L’avis de la pro des fourneaux

ISABELLE ARPIN, cheffe étoilée 

« Dans tout le Benelux, il n’y a que six cheffes étoilées. Proportionnellement,
les hommes sont donc beaucoup plus nombreux et je pense que c’est pour
ça qu’on entend moins parler des femmes. À Culinaria, le festival gastro de Bruxelles, j’étais la seule parmi une trentaine de chefs. Et pourtant, je sais très bien que les organisateurs n’ont rien contre les femmes. Peut-être que certaines filles recherchent moins l’attention médiatique, d’autres ont une vie de famille et n’ont pas le temps pour les événements presse. C’est vrai que j’exerce un métier contraignant, on travaille le soir et les week-ends mais les infirmières le font aussi. Les enfants ne constituent pas un frein, il y a plein de cheffes étoilées qui en ont et ça ne les empêche évidemment pas de performer au travail.

PERSONNELLEMENT, JE N’AI JAMAIS EU DE PROBLÈMES AVEC LES HOMMES EN CUISINE.
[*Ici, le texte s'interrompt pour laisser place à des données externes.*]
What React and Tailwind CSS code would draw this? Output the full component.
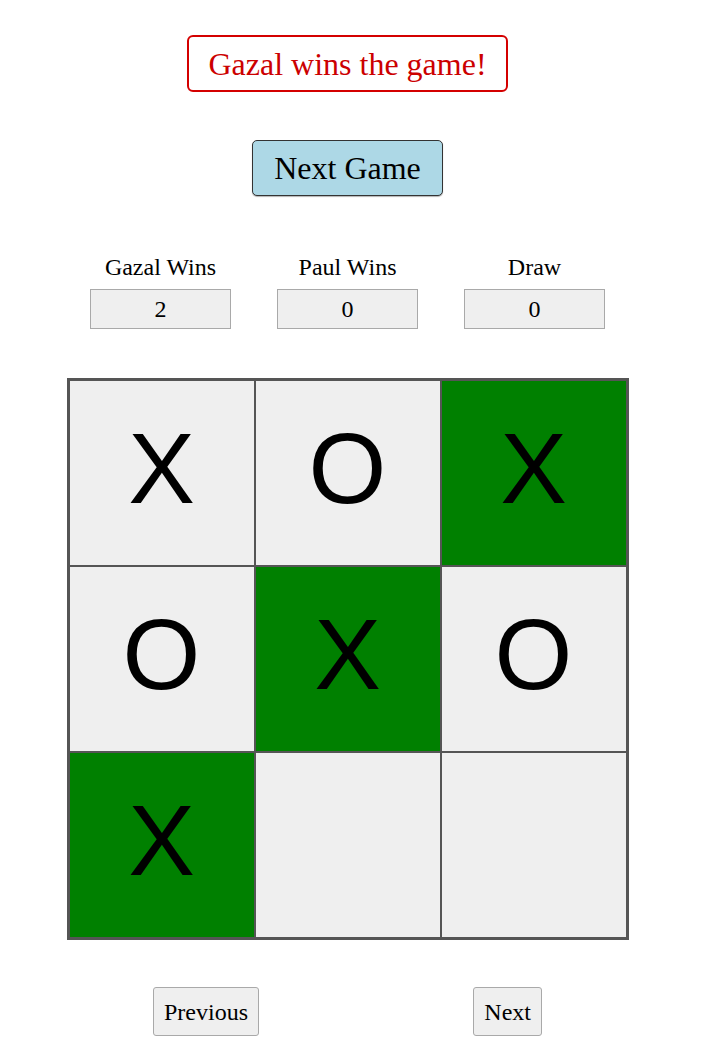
import React from 'react';

const board = ['X', 'O', 'X', 'O', 'X', 'O', 'X', '', ''];
const winning = [2, 4, 6];

const scores = [
    { label: 'Gazal Wins', value: 2 },
    { label: 'Paul Wins', value: 0 },
    { label: 'Draw', value: 0 },
];

export default function App() {
    return (
        <div className="w-[695px] flex flex-col items-center bg-white text-black font-['Liberation_Serif',serif]">
            {/* status */}
            <div className="mt-[35px] h-[57px] px-[19px] flex items-center border-2 border-[#d40000] rounded-[6px] text-[#cc0000] text-[32px] leading-none">
                Gazal wins the game!
            </div>

            <button className="mt-[48px] h-[56px] px-[21px] bg-[#add8e6] border border-[#333] rounded-[5px] text-[32px] leading-none shadow-[0_1px_1px_rgba(0,0,0,0.3)]">
                Next Game
            </button>

            {/* scores */}
            <div className="mt-[57px] flex">
                {scores.map((s) => (
                    <div key={s.label} className="w-[187px] flex flex-col items-center">
                        <div className="h-[28px] text-[24px] leading-[28px]">{s.label}</div>
                        <div className="mt-[8px] w-[141px] h-[40px] flex items-center justify-center bg-[#efefef] border border-[#a9a9a9] text-[24px]">
                            {s.value}
                        </div>
                    </div>
                ))}
            </div>

            {/* board */}
            <div className="mt-[49px] grid grid-cols-3 border-2 border-[#555]">
                {board.map((v, i) => (
                    <div
                        key={i}
                        className={`w-[186px] h-[186px] pb-[10px] flex items-center justify-center border border-[#555] font-['Liberation_Sans',Arial,sans-serif] text-[100px] leading-none ${winning.includes(i) ? 'bg-[#008000]' : 'bg-[#efefef]'}`}
                    >
                        {v}
                    </div>
                ))}
            </div>

            {/* history nav */}
            <div className="mt-[47px] w-[389px] flex justify-between">
                <button className="h-[49px] px-[10px] bg-[#efefef] border border-[#a9a9a9] rounded-[3px] text-[24px] leading-none">
                    Previous
                </button>
                <button className="h-[49px] px-[10px] bg-[#efefef] border border-[#a9a9a9] rounded-[3px] text-[24px] leading-none">
                    Next
                </button>
            </div>
        </div>
    );
}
Je ne dis pas que ça n’existe pas, il y a des filles qui se font persécuter, mais pas plus que dans d’autres professions masculines j’ai l’impression. Il y a des chefs sexistes mais tous ne sont heureusement pas comme ça. Homme comme femme, il faut se battre et faire sa place, moi j’essaie d’utiliser l’humour pour me faire respecter. Certains affirment que les filles n’ont pas leur place dans ce milieu parce que c’est un boulot trop physique mais je ne suis pas d’accord avec ça. Oui, c’est fatigant mais pas plus pour nous que pour les mecs ! Ça dépend des constitutions. J’ai déjà entendu des hommes me dire qu’ils avaient mal aux pieds à force de courir partout, ils ne sont tout simplement pas faits pour ce job.

QUAND ON ME DIT QUE JE RÉALISE DES ASSIETTES “FÉMININES”, ÇA NE M’ÉNERVE PAS MAIS JE NE COMPRENDS PAS.

Je ne sais pas ce que ça veut dire. Pour moi, ce n’est pas une question d’herbes, de fleurs ou de couleurs, il y a plein de chefs masculins qui le font. Et pourtant, on
ne leur dit jamais à eux que leurs plats sont féminins ou délicats. Quant aux guides consacrés aux cheffes, je n’ai rien contre mais je ne suis en revanche pas convaincue par les concours où il existe une catégorie spéciale pour les femmes. C’est toujours agréable d’être nominée mais pourquoi ne pas réaliser un classement commun ? On ne fait pas de distinction homme/femme pour le prix Nobel par exemple. Est-ce qu’il y aura bientôt une section pour les gays, les blonds ou les plus âgés ? (rires). Ça permet de mettre en avant les femmes dans la cuisine mais c’est une initiative à double tranchant.»